Why This Book Hit Different

I picked up The ONE Thing at a time when I was juggling a dozen things — side projects, learning tracks, work, the whole startup grind. You know that feeling where you're busy all day but nothing meaningful actually gets done? Yeah, that was me.

This book didn't give me a fancy system or a 17-step morning routine. It asked one question that changed how I think about everything:

"What's the ONE Thing you can do such that by doing it everything else will be easier or unnecessary?"

That's it. That's the whole book. But let me break down why that question is more powerful than it sounds.


The Lies We Tell Ourselves

Keller starts by dismantling six myths that keep us stuck:

  1. Everything matters equally — No, it doesn't. The 80/20 rule is real. 20% of your effort drives 80% of your results. Stop treating every task like it's equal priority.

  2. Multitasking works — It doesn't. Your brain can't focus on two things at once. It just switches fast, and each switch costs you. Studies show multitasking can drop your IQ by 10 points. That's worse than being sleep-deprived.

  3. A disciplined life — You don't need discipline for everything. You need it just long enough to build a habit. Then the habit takes over.

  4. Willpower is always available — Willpower is a battery, not an outlet. It drains throughout the day. Put your most important work first when it's fully charged.

  5. A balanced life — Balance is a myth. Extraordinary results require imbalance — going all in on what matters most. Think counterbalance, not balance.

  6. Big is bad — Small thinking leads to small results. Don't be afraid to think big. Most people aim too low and hit it.

Reading through these, I could see myself in every single one. Especially the multitasking trap.


The Focusing Question

Here's the framework that actually stuck:

The Focusing Question splits into two parts:

  • Big Picture: "What's my ONE Thing?" — What's the ultimate result I'm after?
  • Small Focus: "What's my ONE Thing right now?" — What's the next action that makes everything else easier?

You use the big-picture version for your life, career, and long-term goals. You use the small-focus version every morning when you sit down to work.
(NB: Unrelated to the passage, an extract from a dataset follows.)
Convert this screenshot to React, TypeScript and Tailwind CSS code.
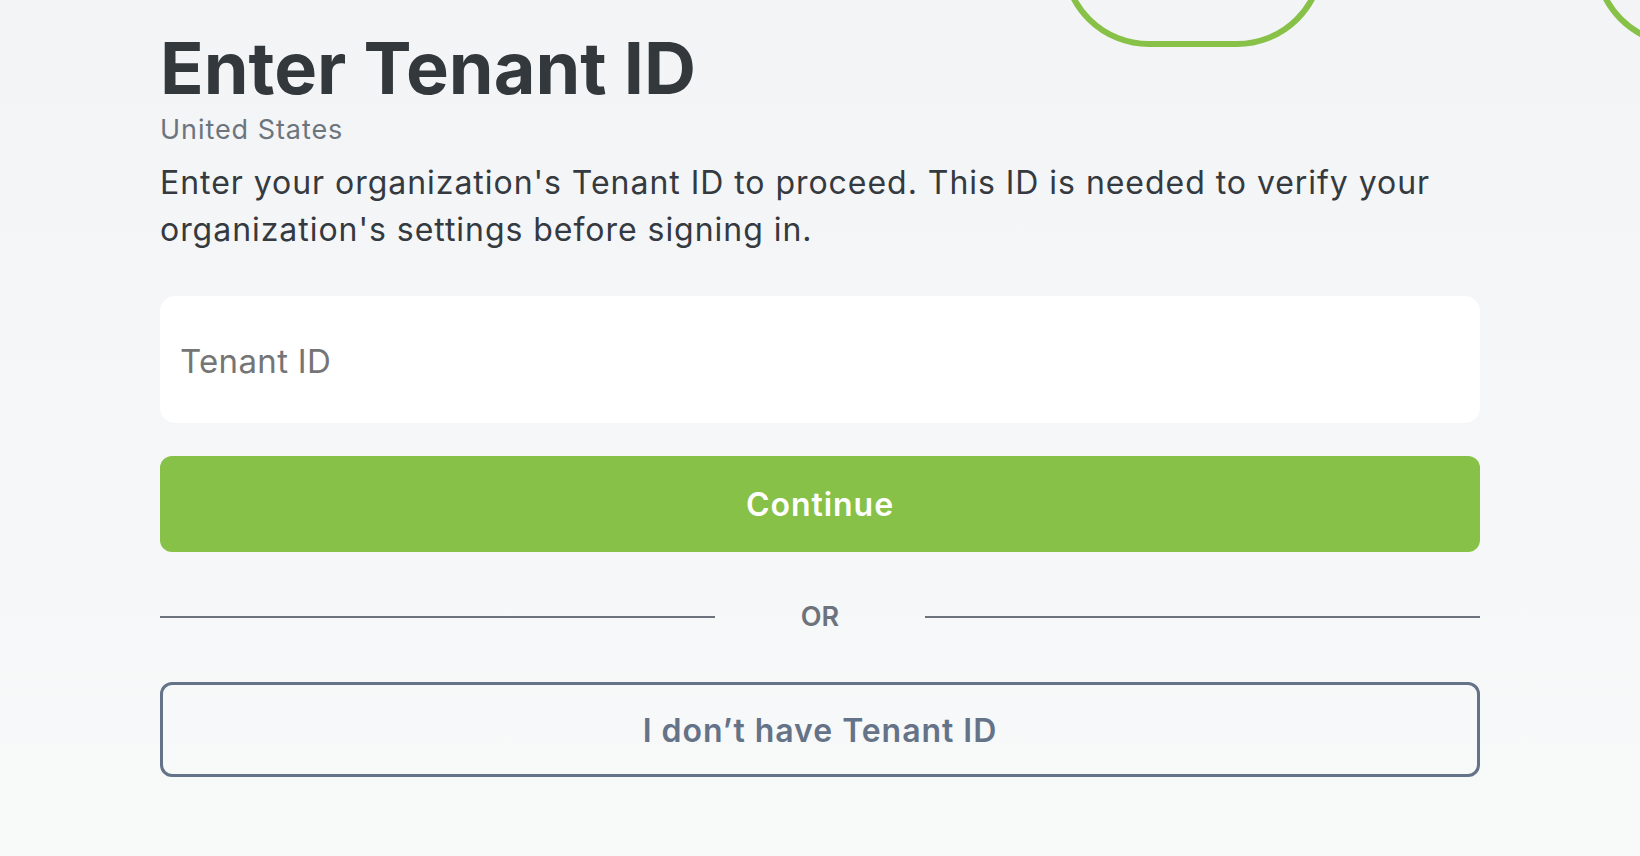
import { useState } from 'react';

export default function App() {
    const [tenantId, setTenantId] = useState('');

    return (
        <div className="relative min-h-[856px] w-full overflow-hidden bg-gradient-to-b from-[#f3f4f6] to-[#f8f9f9] font-['Inter',sans-serif]">
            {/* decorative outlines, top right */}
            <div className="absolute left-[1061px] top-[-217px] h-[264px] w-[264px] rounded-[88px] border-[6px] border-[#87c147]" />
            <div className="absolute left-[1593px] top-[-217px] h-[264px] w-[264px] rounded-[88px] border-[6px] border-[#87c147]" />

            <div className="relative mx-auto w-[1320px] pt-[32px]">
                <h1 className="text-[72px] font-bold leading-[72px] text-[#33383d]">Enter Tenant ID</h1>
                <p className="mt-[10px] text-[27px] leading-[32px] tracking-[0.035em] text-[#6c757d]">United States</p>
                <p className="mt-[13px] text-[32px] leading-[47px] tracking-[0.03em] text-[#343a40]">
                    Enter your organization's Tenant ID to proceed. This ID is needed to verify your organization's settings before signing in.
                </p>

                <input
                    value={tenantId}
                    onChange={(e) => setTenantId(e.target.value)}
                    placeholder="Tenant ID"
                    className="mt-[43px] block h-[127px] w-full rounded-[15px] bg-white px-[20px] pt-[2px] text-[33px] tracking-[0.01em] text-[#343a40] outline-none placeholder:text-[#757575]"
                />

                <button className="mt-[33px] flex h-[96px] w-full items-center justify-center rounded-[12px] bg-[#87c147] pt-[2px] text-[32px] font-semibold tracking-[0.03em] text-white">
                    Continue
                </button>

                {/* divider */}
                <div className="mt-[45px] flex h-[40px] items-center">
                    <div className="h-[2px] flex-1 bg-[#6c737d]" />
                    <span className="w-[210px] text-center text-[27px] font-semibold text-[#6c737d]">OR</span>
                    <div className="h-[2px] flex-1 bg-[#6c737d]" />
                </div>

                <button className="mt-[45px] flex h-[95px] w-full items-center justify-center rounded-[12px] border-[3px] border-[#657388] pt-[2px] text-[32px] font-semibold tracking-[0.03em] text-[#657388]">
                    I don’t have Tenant ID
                </button>
            </div>
        </div>
    );
}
I started writing mine on a sticky note next to my monitor. Changed it weekly. It's wild how clarifying it is when you force yourself to name just ONE thing.


The Time-Blocking System

Keller's practical advice on time management is gold:

  1. Block your ONE Thing first — Put it on your calendar before anything else. This is non-negotiable time.
  2. Block time for planning — 1 hour per week to review and set your next ONE Thing.
  3. Protect your time block — This is the hardest part. People will interrupt. Meetings will get scheduled over it. You have to treat this time like a flight you can't miss.
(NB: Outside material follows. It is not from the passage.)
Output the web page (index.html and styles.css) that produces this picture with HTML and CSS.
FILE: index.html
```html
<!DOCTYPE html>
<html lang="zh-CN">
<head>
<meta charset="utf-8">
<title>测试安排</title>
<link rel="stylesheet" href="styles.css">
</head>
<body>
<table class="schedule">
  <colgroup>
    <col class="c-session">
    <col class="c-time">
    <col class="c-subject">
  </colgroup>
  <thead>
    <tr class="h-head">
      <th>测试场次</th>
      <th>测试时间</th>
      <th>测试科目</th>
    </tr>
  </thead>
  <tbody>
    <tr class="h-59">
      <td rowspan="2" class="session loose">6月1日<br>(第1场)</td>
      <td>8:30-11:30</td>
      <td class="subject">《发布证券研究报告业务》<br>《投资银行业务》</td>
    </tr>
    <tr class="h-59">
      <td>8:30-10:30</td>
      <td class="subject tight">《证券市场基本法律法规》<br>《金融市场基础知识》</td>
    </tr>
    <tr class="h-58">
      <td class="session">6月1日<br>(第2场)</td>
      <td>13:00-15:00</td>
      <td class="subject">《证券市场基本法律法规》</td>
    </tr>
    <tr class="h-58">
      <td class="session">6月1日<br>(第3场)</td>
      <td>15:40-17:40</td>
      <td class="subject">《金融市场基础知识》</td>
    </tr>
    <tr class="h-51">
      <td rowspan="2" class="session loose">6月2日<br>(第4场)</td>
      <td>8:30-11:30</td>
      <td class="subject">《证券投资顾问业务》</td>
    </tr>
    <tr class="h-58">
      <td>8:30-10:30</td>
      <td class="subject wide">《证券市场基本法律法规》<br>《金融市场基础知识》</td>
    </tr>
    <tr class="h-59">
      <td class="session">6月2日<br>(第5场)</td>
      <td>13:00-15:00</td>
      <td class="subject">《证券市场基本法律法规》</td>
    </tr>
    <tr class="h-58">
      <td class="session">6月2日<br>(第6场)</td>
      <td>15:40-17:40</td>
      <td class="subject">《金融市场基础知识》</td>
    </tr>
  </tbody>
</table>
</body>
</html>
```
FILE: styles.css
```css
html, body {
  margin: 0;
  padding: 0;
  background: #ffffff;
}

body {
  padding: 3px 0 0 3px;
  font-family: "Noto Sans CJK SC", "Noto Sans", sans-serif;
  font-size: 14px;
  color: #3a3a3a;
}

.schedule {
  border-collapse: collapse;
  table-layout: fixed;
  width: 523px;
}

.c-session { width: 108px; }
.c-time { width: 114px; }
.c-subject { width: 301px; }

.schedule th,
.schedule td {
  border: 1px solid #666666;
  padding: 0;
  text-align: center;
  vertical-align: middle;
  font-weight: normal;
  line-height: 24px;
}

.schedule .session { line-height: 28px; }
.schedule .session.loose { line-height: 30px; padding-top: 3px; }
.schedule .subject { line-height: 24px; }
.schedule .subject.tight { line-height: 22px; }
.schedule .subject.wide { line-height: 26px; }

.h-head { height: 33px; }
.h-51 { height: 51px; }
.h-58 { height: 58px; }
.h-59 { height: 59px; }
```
I now block the first 3-4 hours of my day for deep work on my ONE Thing. No Slack, no email, no "quick calls." The world can wait.


What I Actually Changed

After reading this book, here's what shifted for me:

  • I stopped making to-do lists with 15 items. Now I write down my ONE Thing for the day. Everything else is bonus.
  • I stopped saying yes to everything. If it's not connected to my ONE Thing, it's a distraction.
  • I protect my mornings. That's when I'm sharpest. That's when my ONE Thing gets done.
  • I think bigger. Not "what can I realistically achieve?" but "what would be extraordinary?"

The results? I ship more. I learn deeper. I'm less stressed because I'm clear on what matters.


The Hard Truth

Here's what nobody tells you about focus: it feels uncomfortable at first. When you say no to good opportunities, you feel like you're missing out. When you block 4 hours for deep work, you feel like you should be responding to emails.

But that discomfort is the price of extraordinary results. Comfortable people don't build remarkable things.


My Takeaway

If you're spinning plates and feeling like nothing is moving forward, read this book. It's a quick read — maybe 4-5 hours — but the concept will rewire how you think about productivity and success.

The simplest ideas are often the most powerful. And this one is as simple as it gets:

Focus on ONE Thing. Make everything else easier or unnecessary.

That's the game. Now go play it.


The ONE Thing by Gary Keller and Jay Papasan. Published 2013. ISBN: 978-1885167774.